Tra banche e governo è il momento dello scontro. L’idea di raggranellare risorse per la manovra tagliando la deducibilità degli interessi passivi, che secondo le indiscrezioni verrebbe portata dal 100% all’86%, provoca la reazione del mondo bancario, riunito ieri a Roma a Palazzo Altieri, la sede dell’Abi, per la Giornata del credito.
La prima bordata contro il governo gialloverde è partita dal presidente dell’Abi Antonio Patuelli, secondo cui ”aumentare la pressione fiscale sulle banche” non peserebbe solo sul settore ”ma indebolirebbe o rallenterebbe la ripresa”. A circostanziare le critiche è stato però il direttore generale dell’Abi, che ha sottolineato come il taglio sulla deduciblità degli interessi passivi ”inciderà sul costo del credito” determinando ”un’asimmetria” con le altre banche europee. Con l’Abi si sono schierati anche i sindacati: ”Nessuno pensi di scaricare il costo dello spread sul Paese e il taglio eventuale della deducibilità degli interessi passivi per le banche, sui lavoratori-lavoratrici del credito che in questi anni di crisi hanno già pagato pesanti sacrifici in termini di riduzioni dell'occupazione e di peggioramento delle condizioni di lavoro”, hanno ammonito tutte le sigle del credito, Fabi, First-Cisl, Cgil-Fisac, Uilca e Unisin.

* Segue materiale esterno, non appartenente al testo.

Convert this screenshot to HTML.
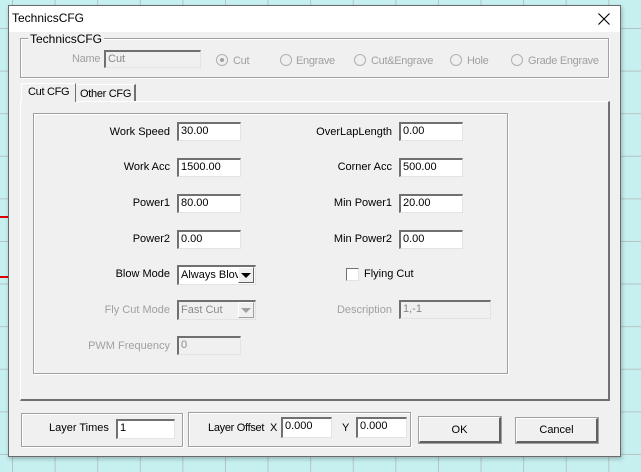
<!DOCTYPE html>
<html><head><style>
*{box-sizing:border-box;margin:0;padding:0}
body{width:641px;height:472px;overflow:hidden;position:relative;font-family:"Liberation Sans",sans-serif;font-size:11px;color:#000;
background-color:#c6f0f0;
background-image:linear-gradient(to right,#b4c4c4 1px,transparent 1px),linear-gradient(to bottom,#b4c4c4 1px,transparent 1px);
background-size:42.6px 42.6px;background-position:12px 28px;}
.a{position:absolute}
.dlg{left:8px;top:5px;width:613px;height:452px;background:#f0f0f0;border:1px solid #6b6b6b;box-shadow:1px 2px 4px rgba(0,0,0,.25)}
.title{left:0;top:0;width:611px;height:26px;background:#fff}
.t{white-space:nowrap;line-height:13px}
.g{color:#a0a0a0}
.n{letter-spacing:-0.3px}
.inp{background:#fff;border-top:2px solid #707070;border-left:2px solid #707070;border-right:1px solid #e3e3e3;border-bottom:1px solid #e3e3e3;padding-left:2px;line-height:15px;white-space:nowrap;overflow:hidden}
.dis{background:#f0f0f0;color:#8a8a8a}
.grp{border:1px solid #a0a0a0;box-shadow:inset 1px 1px 0 #fff,1px 1px 0 #fff}
.rad{width:12px;height:12px;border-radius:50%;border:1px solid #b0b0b0;background:#f0f0f0}
.btn{background:#f0f0f0;border:1px solid #fff;border-right:2px solid #606060;border-bottom:2px solid #606060;outline:1px solid #a0a0a0;text-align:center}
.r{text-align:right}
</style></head><body>
<div class="a" style="left:0;top:216px;width:8px;height:2px;background:#d00"></div>
<div class="a" style="left:0;top:276px;width:8px;height:2px;background:#d00"></div>
<div class="a dlg">
<div class="a title"></div>
</div>
<div class="a t" style="left:12px;top:12px;font-size:12px">TechnicsCFG</div>
<svg class="a" style="left:598px;top:13px" width="12" height="12"><path d="M0.5 0.5L11.5 11.5M11.5 0.5L0.5 11.5" stroke="#000" stroke-width="1.1" fill="none"/></svg>

<div class="a grp" style="left:20px;top:38px;width:589px;height:40px"></div>
<div class="a t" style="left:28px;top:33px;background:#f0f0f0;padding:0 2px;font-size:12px">TechnicsCFG</div>
<div class="a t g n" style="left:72px;top:53px">Name</div>
<div class="a inp dis" style="left:104px;top:50px;width:97px;height:18px">Cut</div>
<div class="a rad" style="left:216px;top:54px"></div><div class="a" style="left:220px;top:58px;width:4px;height:4px;border-radius:50%;background:#a0a0a0"></div>
<div class="a t g n" style="left:233px;top:55px">Cut</div>
<div class="a rad" style="left:280px;top:54px"></div><div class="a t g n" style="left:296px;top:55px">Engrave</div>
<div class="a rad" style="left:354px;top:54px"></div><div class="a t g n" style="left:371px;top:55px">Cut&amp;Engrave</div>
<div class="a rad" style="left:450px;top:54px"></div><div class="a t g n" style="left:467px;top:55px">Hole</div>
<div class="a rad" style="left:511px;top:54px"></div><div class="a t g n" style="left:528px;top:55px">Grade Engrave</div>

<div class="a" style="left:20px;top:101px;width:590px;height:300px;border:1px solid #fff;border-right:2px solid #707070;border-bottom:2px solid #707070"></div>
<div class="a" style="left:21px;top:83px;width:55px;height:19px;background:#f0f0f0;border:1px solid #fff;border-bottom:none;border-right:1px solid #707070"></div>
<div class="a t n" style="left:28px;top:86px;font-size:11px">Cut CFG</div>
<div class="a" style="left:76px;top:84px;width:60px;height:17px;border-top:1px solid #fff;border-right:2px solid #707070"></div>
<div class="a t n" style="left:80px;top:88px;font-size:11px">Other CFG</div>

<div class="a grp" style="left:33px;top:113px;width:475px;height:261px"></div>

<div class="a t r" style="left:60px;top:126px;width:110px">Work Speed</div>
<div class="a inp" style="left:177px;top:122px;width:64px;height:19px">30.00</div>
<div class="a t r" style="left:60px;top:161px;width:110px">Work Acc</div>
<div class="a inp" style="left:177px;top:158px;width:64px;height:19px">1500.00</div>
<div class="a t r" style="left:60px;top:197px;width:110px">Power1</div>
<div class="a inp" style="left:177px;top:194px;width:64px;height:19px">80.00</div>
<div class="a t r" style="left:60px;top:233px;width:110px">Power2</div>
<div class="a inp" style="left:177px;top:230px;width:64px;height:19px">0.00</div>
<div class="a t r" style="left:60px;top:268px;width:110px">Blow Mode</div>
<div class="a inp" style="left:177px;top:265px;width:79px;height:20px;line-height:16px">Always Blov</div>
<div class="a" style="left:238px;top:267px;width:16px;height:16px;background:#f0f0f0;border:1px solid #fff;border-right:1px solid #606060;border-bottom:1px solid #606060"></div>
<div class="a" style="left:241px;top:273px;width:0;height:0;border-left:5px solid transparent;border-right:5px solid transparent;border-top:5px solid #000"></div>
<div class="a t r g" style="left:60px;top:304px;width:110px">Fly Cut Mode</div>
<div class="a inp dis" style="left:177px;top:300px;width:79px;height:20px;line-height:16px">Fast Cut</div>
<div class="a" style="left:238px;top:302px;width:16px;height:16px;background:#f0f0f0;border:1px solid #fff;border-right:1px solid #a0a0a0;border-bottom:1px solid #a0a0a0"></div>
<div class="a" style="left:241px;top:308px;width:0;height:0;border-left:5px solid transparent;border-right:5px solid transparent;border-top:5px solid #a0a0a0"></div>
<div class="a t r g" style="left:60px;top:340px;width:110px">PWM Frequency</div>
<div class="a inp dis" style="left:177px;top:336px;width:64px;height:19px">0</div>

<div class="a t r" style="left:280px;top:126px;width:112px">OverLapLength</div>
<div class="a inp" style="left:399px;top:122px;width:64px;height:19px">0.00</div>
<div class="a t r" style="left:280px;top:161px;width:112px">Corner Acc</div>
<div class="a inp" style="left:399px;top:158px;width:64px;height:19px">500.00</div>
<div class="a t r" style="left:280px;top:197px;width:112px">Min Power1</div>
<div class="a inp" style="left:399px;top:194px;width:64px;height:19px">20.00</div>
<div class="a t r" style="left:280px;top:233px;width:112px">Min Power2</div>
<div class="a inp" style="left:399px;top:230px;width:64px;height:19px">0.00</div>
<div class="a" style="left:346px;top:268px;width:13px;height:13px;background:#fff;border-top:1px solid #707070;border-left:1px solid #707070;border-right:1px solid #e3e3e3;border-bottom:1px solid #e3e3e3"></div>
<div class="a t" style="left:364px;top:268px">Flying Cut</div>
<div class="a t r g" style="left:280px;top:304px;width:112px">Description</div>
<div class="a inp dis" style="left:399px;top:300px;width:92px;height:19px">1,-1</div>

<div class="a grp" style="left:21px;top:413px;width:162px;height:34px"></div>
<div class="a t" style="left:49px;top:422px">Layer Times</div>
<div class="a inp" style="left:116px;top:419px;width:59px;height:20px">1</div>
<div class="a grp" style="left:188px;top:412px;width:223px;height:35px"></div>
<div class="a t n" style="left:208px;top:422px">Layer Offset</div>
<div class="a t" style="left:270px;top:422px">X</div>
<div class="a inp" style="left:281px;top:417px;width:51px;height:21px">0.000</div>
<div class="a t" style="left:342px;top:422px">Y</div>
<div class="a inp" style="left:356px;top:417px;width:51px;height:21px">0.000</div>
<div class="a btn t" style="left:419px;top:417px;width:82px;height:26px;line-height:24px">OK</div>
<div class="a btn t" style="left:516px;top:418px;width:82px;height:25px;line-height:23px">Cancel</div>
</body></html>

I sindacati sono preoccupati per le ripercussioni che la stretta potrebbe avere sulla trattativa per il rinnovo del contratto, in scadenza a fine anno. "Negli anni della crisi - fanno notare - abbiamo fatto un contratto al tempo dello spread oltre i 500 punti base a gennaio del 2012 non più ripetibile, per questo le segreterie unitarie inizieranno nella giornata del 19 ottobre un lavoro comune per giungere entro l'anno, previa consultazione dei lavoratori, alla presentazione della piattaforma per il rinnovo del contratto nazionale con l'obiettivo di aumentare i salari reali difendere l'occupazione e rafforzare l'area contrattuale".